For this plot, the points (colored by driver name) move
across the x-axis, showing the jokceying of position from the drivers in
the top 10. I elected to hide the legend due to the sheer size of it,
having 37 drivers. They come in and out as the laps go on as the running
order changes. When you hover over the points, it displays information
of driver name, team name, and the rank amongst other drivers during
that lap. In this plot, you can see certain drivers stay in the top 10
for most of the day. Common names include Ryan Blaney, Brad Keselowski,
and Denny Hamlin. Additionally, the running order was changing
dramatically at times. This was due to cautions being called, which
usually shake up the running order as some drivers will pit while others
stay out.
I had a lot of issues making this plot if I’m being
completely honest. First and foremost, I wanted to make a lineplot. I
could not get the lines to work, as they would show up ahead of time and
then be redrawn overtop, looking really messy and bad. Next, as the
points plotted moving along the laps, some frames would leave behind
“ghost points (that is what I have decided to call them)”. It seemed
really random, only happening with William Byron and occasionally Tyler
Reddick.
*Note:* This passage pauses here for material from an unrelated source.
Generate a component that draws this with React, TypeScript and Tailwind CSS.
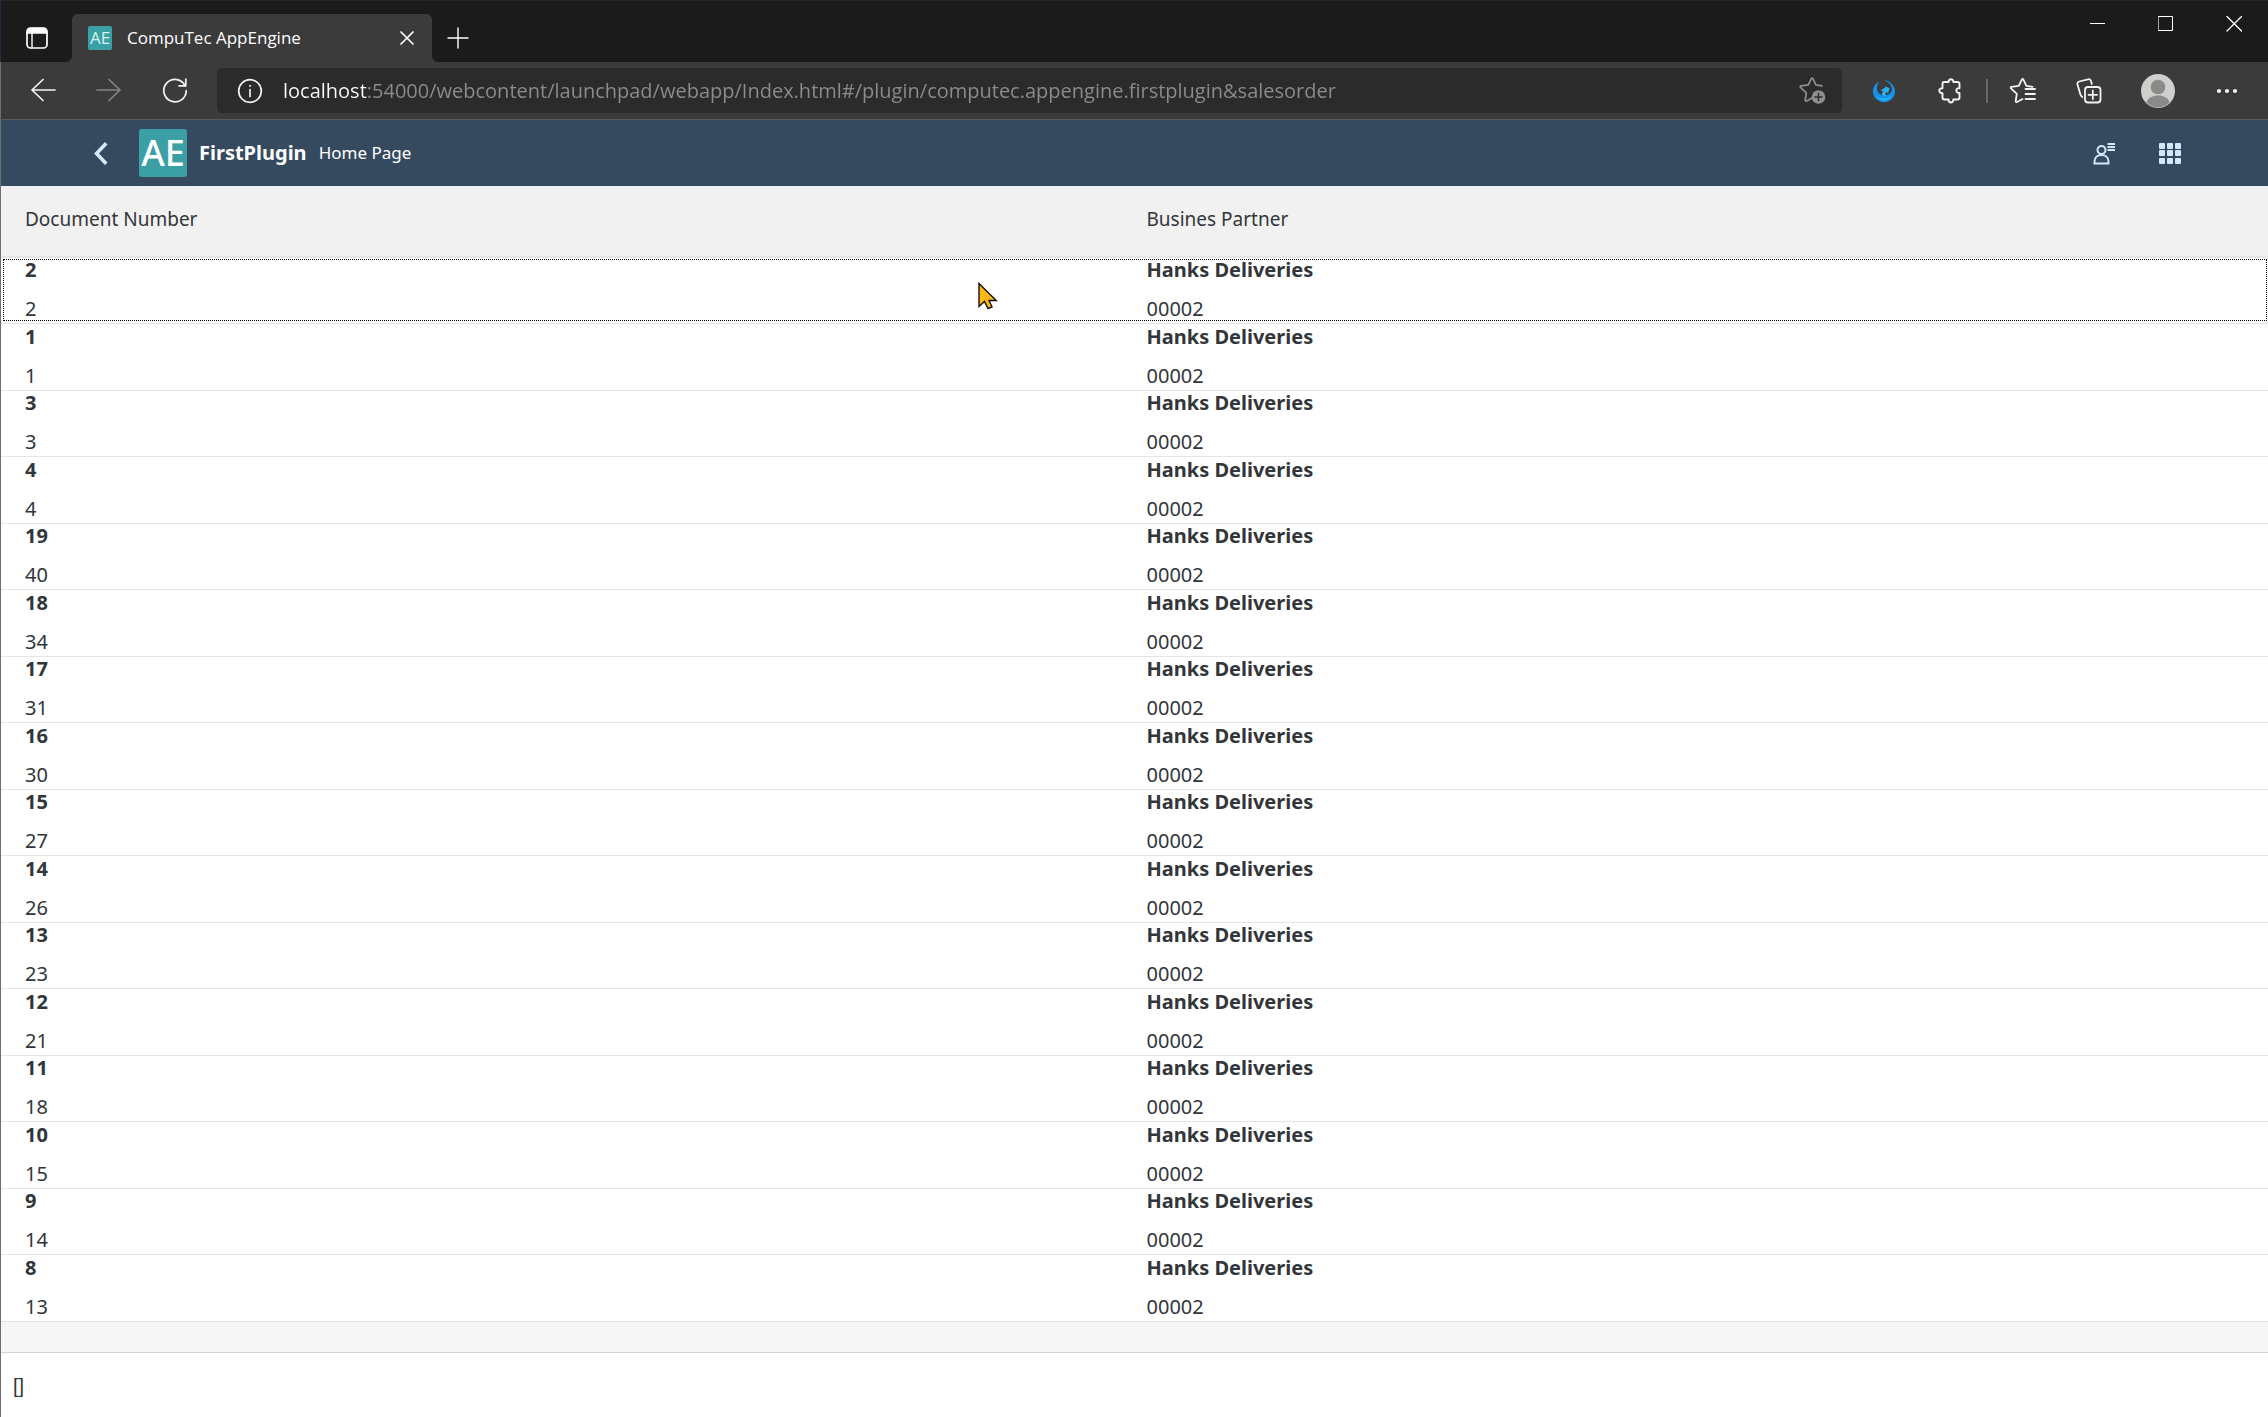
import React from 'react';

const rows: [string, string][] = [
  ['2', '2'], ['1', '1'], ['3', '3'], ['4', '4'], ['19', '40'], ['18', '34'], ['17', '31'], ['16', '30'],
  ['15', '27'], ['14', '26'], ['13', '23'], ['12', '21'], ['11', '18'], ['10', '15'], ['9', '14'], ['8', '13'],
];

const url =
  'localhost:54000/webcontent/launchpad/webapp/Index.html#/plugin/computec.appengine.firstplugin&salesorder';

const starPath = 'M18 25 L12.6 28 C11.9 28.4 11.1 27.8 11.2 27 L12.3 19.8 L6.5 14.4 C5.9 13.8 6.2 13 7 12.9 L14.3 11.9 L17.3 5.6 C17.7 4.8 18.5 4.8 18.9 5.6 L21.9 11.9 L28 12.8';

function Icon({ size = 24, stroke = 1.7, children }: { size?: number; stroke?: number; children: React.ReactNode }) {
  return (
    <svg width={size} height={size} viewBox={`0 0 ${size} ${size}`} fill="none" stroke="currentColor" strokeWidth={stroke} strokeLinecap="round" strokeLinejoin="round" aria-hidden="true">
      {children}
    </svg>
  );
}

function IconButton({ label, className, children }: { label: string; className: string; children: React.ReactNode }) {
  return (
    <button type="button" aria-label={label} className={`flex shrink-0 items-center justify-center ${className}`}>
      {children}
    </button>
  );
}

function TitleBar() {
  return (
    <div className="flex h-[62px] border-t border-l border-t-[#262626] border-l-[#1b3045] bg-[#1b1b1b] text-white">
      <IconButton label="Tab actions" className="w-[71px] pt-[12px]">
        <Icon>
          <rect x="2" y="2" width="20" height="20" rx="3.5" />
          <path d="M2.5 7V5.5a3 3 0 0 1 3-3h13a3 3 0 0 1 3 3V7z" fill="currentColor" />
          <path d="M7 7v15" strokeWidth="1.4" />
        </Icon>
      </IconButton>
      <div className="relative mt-[13px] flex w-[360px] items-center rounded-t-[6px] bg-[#3b3b3b] pr-[15px] pl-4">
        <svg className="absolute bottom-0 -left-[6px] text-[#3b3b3b]" width="6" height="6" aria-hidden="true"><path d="M6 0v6H0A6 6 0 0 0 6 0z" fill="currentColor" /></svg>
        <svg className="absolute -right-[6px] bottom-0 text-[#3b3b3b]" width="6" height="6" aria-hidden="true"><path d="M0 0v6h6A6 6 0 0 1 0 0z" fill="currentColor" /></svg>
        <span className="flex size-6 items-center justify-center rounded-[2px] bg-[#3aa0a5] text-[17px] leading-6 font-medium text-[#d8f2f2]">AE</span>
        <span className="ml-[15px] flex-1 text-[17px] leading-6">CompuTec AppEngine</span>
        <IconButton label="Close tab" className="size-5">
          <Icon size={20}><path d="M4 4l12 12M16 4L4 16" /></Icon>
        </IconButton>
      </div>
      <IconButton label="New tab" className="w-[51px] pt-[12px]">
        <Icon stroke={1.4}><path d="M12 2v20M2 12h20" /></Icon>
      </IconButton>
      <div className="ml-auto flex h-[45px]">
        <IconButton label="Minimize" className="w-[68px]">
          <Icon size={16} stroke={1}><path d="M0 7.5h15" strokeLinecap="butt" /></Icon>
        </IconButton>
        <IconButton label="Maximize" className="w-[68px]">
          <Icon size={16} stroke={1}><path d="M.5 .5h14v14h-14z" strokeLinejoin="miter" /></Icon>
        </IconButton>
        <IconButton label="Close window" className="w-[68px]">
          <Icon size={16} stroke={1.3}><path d="M1 .5l14.500 14.500M15.500 .5l-14.500 14.500" /></Icon>
        </IconButton>
      </div>
    </div>
  );
}

function Toolbar() {
  return (
    <div className="flex h-[58px] items-center border-b border-l border-b-[#5b5b5b] border-l-[#6f6f6f] bg-[#3b3b3b] text-[#f3f3f3]">
      <IconButton label="Back" className="ml-[9px] h-11 w-[66px]">
        <Icon size={26}><path d="M25 12H2M13 1.500L2 12l11 10.500" /></Icon>
      </IconButton>
      <IconButton label="Forward" className="h-11 w-[66px] text-[#858585]">
        <Icon size={26}><path d="M1 12h23M13 1.500L24 12 13 22.500" /></Icon>
      </IconButton>
      <IconButton label="Refresh" className="h-11 w-[66px]">
        <Icon size={26}>
          <path d="M23.200 8A11.200 11.200 0 1 0 24.200 12.500" />
          <path d="M23.800 1v6.800h-6.800" />
        </Icon>
      </IconButton>
      <div className="ml-[9px] flex h-[45px] flex-1 items-center rounded-[5px] bg-[#2b2b2b] pr-3 pl-5">
        <IconButton label="View site information" className="size-[26px]">
          <Icon size={26}>
            <circle cx="13" cy="13" r="11.300" />
            <path d="M13 11.500v7" />
            <circle cx="13" cy="7.800" r=".6" fill="currentColor" strokeWidth="1" />
          </Icon>
        </IconButton>
        <input
          aria-label="Address"
          defaultValue={url}
          className="ml-5 min-w-0 flex-1 bg-[linear-gradient(90deg,#ffffff_84px,#8c8c8c_84px)] bg-clip-text text-[20px] leading-7 text-transparent outline-none"
        />
        <IconButton label="Add to favorites" className="size-9 text-[#8f8f8f]">
          <Icon size={36}>
            <path d={starPath} />
            <circle cx="24.500" cy="24" r="6.800" fill="currentColor" stroke="none" />
            <path d="M24.500 20.500v7M21 24h7" stroke="#2b2b2b" strokeWidth="1.500" />
          </Icon>
        </IconButton>
      </div>
      <IconButton label="Browser extension" className="ml-[18px] size-12">
        <svg width="24" height="24" viewBox="0 0 24 24" aria-hidden="true">
          <path d="M7 2.500C3.600 4.400 1 8 1 12.500a11 10.700 0 0 0 22 0C23 7 18.500 2.600 12.500.5c3 3 7 4.500 7.400 9 .2 2.500-1.200 4.700-3.400 5.800-5.500 2.500-11.500.2-11.500-5.800 0-3 1-5 2-7z" fill="#1590e8" />
          <path d="M8.500 12.200c1-2 3.200-3 5-3.200L12.500 7l5 2.200-1.500 5.300-1.500-2c-1.200 1.500-1.500 3.500-.5 4.500-3 .5-4.500-.8-4.300-2.200.1-1 1.500-1.300 2-2.200-1-.8-2-.7-3.200-.4z" fill="#27b4f5" />
          <path d="M4 17c4 3.500 11 3.500 16-.5-2.500 6-12.500 7-16 .5z" fill="#27b4f5" />
        </svg>
      </IconButton>
      <IconButton label="Extensions" className="ml-[18px] size-12">
        <Icon size={26} stroke={1.9}>
          <path transform="translate(1 -.5)" d="M6 4.500h4.600c-.3-3.600 5-3.600 4.800 0h4.100a2 2 0 0 1 2 2v4.200c-4.200-.5-4.200 5.200 0 4.800v4.500a2 2 0 0 1-2 2h-4.200c.2 4-5 4-4.700 0H6.500a2 2 0 0 1-2-2v-4.300c-4.300.3-4.300-5.200 0-4.900V6a1.500 1.500 0 0 1 1.500-1.500z" />
        </Icon>
      </IconButton>
      <div className="ml-3 h-6 w-[2px] shrink-0 bg-[#686868]" />
      <IconButton label="Favorites" className="ml-[11px] size-12">
        <Icon size={36} stroke={1.8}>
          <path d={starPath} transform="translate(-.5 1)" />
          <path d="M20.500 16h9.500M20.500 21h9.500M20.500 26h9.500" />
        </Icon>
      </IconButton>
      <IconButton label="Collections" className="ml-[18px] size-12">
        <Icon size={26} stroke={1.8}>
          <rect x="9" y="9" width="15.500" height="15.500" rx="3" />
          <path d="M16.800 12.500v8.500M12.500 16.800h8.500" />
          <path d="M6.200 19C4.600 18 4.300 16.500 3.900 14.800L1.500 6.500c-.4-1.500.2-2.600 1.700-3L12 1.300c1.500-.4 2.600.3 3 1.700l.8 3" />
        </Icon>
      </IconButton>
      <IconButton label="Profile" className="ml-[21px] size-12">
        <svg width="34" height="34" viewBox="0 0 34 34" aria-hidden="true">
          <circle cx="17" cy="17" r="17" fill="#d0cfcd" />
          <circle cx="17" cy="13" r="7.300" fill="#8a8a88" />
          <path d="M5.500 28.500C7 23.500 11.500 21.500 17 21.500s10 2 11.500 7C25 32 21 33.500 17 33.500s-8-1.500-11.500-5z" fill="#8a8a88" />
        </svg>
      </IconButton>
      <IconButton label="Settings and more" className="mr-[17px] ml-[21px] size-12">
        <svg width="22" height="6" fill="currentColor" aria-hidden="true"><circle cx="3" cy="3" r="2.100" /><circle cx="11" cy="3" r="2.100" /><circle cx="19" cy="3" r="2.100" /></svg>
      </IconButton>
    </div>
  );
}

function ShellHeader() {
  return (
    <header className="flex h-[66px] items-center bg-[#354a5f] text-white">
      <IconButton label="Back" className="ml-[75px] size-12 text-[#d1e8ff]">
        <Icon size={24} stroke={3.6}><path d="M17 3.500L8.500 12.500l8.500 9" strokeLinecap="square" strokeLinejoin="miter" /></Icon>
      </IconButton>
      <a href="#home" className="ml-[15px] flex size-12 items-center justify-center rounded-[3px] bg-[#3aa0a5] text-[36px] leading-[48px] font-medium text-white">AE</a>
      <h1 className="ml-3 text-[20px] leading-7 font-bold">FirstPlugin</h1>
      <span className="ml-3 text-[17px] leading-7">Home Page</span>
      <div className="mr-[74px] ml-auto flex gap-[18px] text-[#d1e8ff]">
        <IconButton label="User" className="size-12">
          <svg width="24" height="24" viewBox="0 0 24 24" fill="none" stroke="currentColor" strokeWidth="2" aria-hidden="true">
            <circle cx="9.500" cy="9" r="4" />
            <path d="M2.500 22.500v-2c0-4 3-6.500 7-6.500s7 2.500 7 6.500v2z" />
            <path d="M15.500 3H23M15.500 6H23M15.500 9H23" />
          </svg>
        </IconButton>
        <IconButton label="Products" className="size-12">
          <svg width="24" height="24" viewBox="0 0 24 24" fill="currentColor" aria-hidden="true">
            {[1, 9, 17].map((x) => [2, 9, 17].map((y) => <rect key={`${x}-${y}`} x={x} y={y} width="6" height="6" rx="1" />))}
          </svg>
        </IconButton>
      </div>
    </header>
  );
}

function Pointer() {
  return (
    <svg className="absolute top-[24px] left-[977px]" width="20" height="28" viewBox="0 0 20 28" aria-hidden="true">
      <path d="M1 1.500V24.500L6.500 19.500L10 26.500L14 24.800L11 18.500H18.200z" fill="#fdb913" stroke="#111" strokeWidth="1.400" />
    </svg>
  );
}

function OrdersTable() {
  return (
    <table className="w-full table-fixed border-separate border-spacing-0 text-left text-[#32363a]">
      <thead>
        <tr className="h-[72px] bg-[#f1f1f1] text-[19px] leading-6">
          <th scope="col" className="w-1/2 border-b-2 border-[#e6e6e6] p-0 pb-1 pl-6 font-normal">Document Number</th>
          <th scope="col" className="w-1/2 border-b-2 border-[#e6e6e6] p-0 pb-1 pl-3 font-normal">Busines Partner</th>
        </tr>
      </thead>
      <tbody className="bg-white text-[20px] leading-6">
        {rows.map(([entry, num], i) => (
          <tr key={entry} className="group relative h-[67px] odd:h-[66px]">
            <td className="border-b border-[#e5e5e5] p-0 pl-6 align-top group-even:pt-px">
              <div className="font-bold">{entry}</div>
              <div className="mt-[15px]">{num}</div>
              {i === 0 && (
                <>
                  <span className="absolute top-px right-px bottom-[3px] left-[2px] border border-dotted border-black" />
                  <Pointer />
                </>
              )}
            </td>
            <td className="border-b border-[#e5e5e5] p-0 pl-3 align-top group-even:pt-px">
              <div className="font-bold">Hanks Deliveries</div>
              <div className="mt-[15px]">00002</div>
            </td>
          </tr>
        ))}
      </tbody>
    </table>
  );
}

export default function App() {
  return (
    <div className="flex min-h-screen flex-col bg-white font-['Open_Sans',sans-serif]">
      <TitleBar />
      <Toolbar />
      <div className="flex flex-1 flex-col border-l border-[#6f6f6f] font-['Noto_Sans',sans-serif]">
        <ShellHeader />
        <main>
          <OrdersTable />
          <div className="h-[31px] border-b border-[#d4d4d4] bg-[#f6f6f6]" />
        </main>
        <footer className="px-3 py-[22px] font-['Liberation_Sans',sans-serif] text-[20px] leading-[22px] text-[#32363a]">[]</footer>
      </div>
    </div>
  );
}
I tried a lot of different commands and additions to the
plot_ly commands, such as setting ids in the add_markers, adding new
colors, changing the colors variable, and others changes. This would not
stop the issue. I think I came to the conclusion that this may be a
plotting issue with a certain shade of grey, as it only happened with a
certain shade. I did run out of time to set custom colors, which I would
like to go back and do at some point soon. My ultimate solution was to
limit my dataframe from all laps to only the laps of the drivers in the
top 10 at each point. For some reason, this solved the problem with the
“ghost points”. It did introduce some minor “blipping”, however, I
believe that this is more reasonable. Drivers would re-enter the top 10
and their point would travel from the last time they were in the top
10.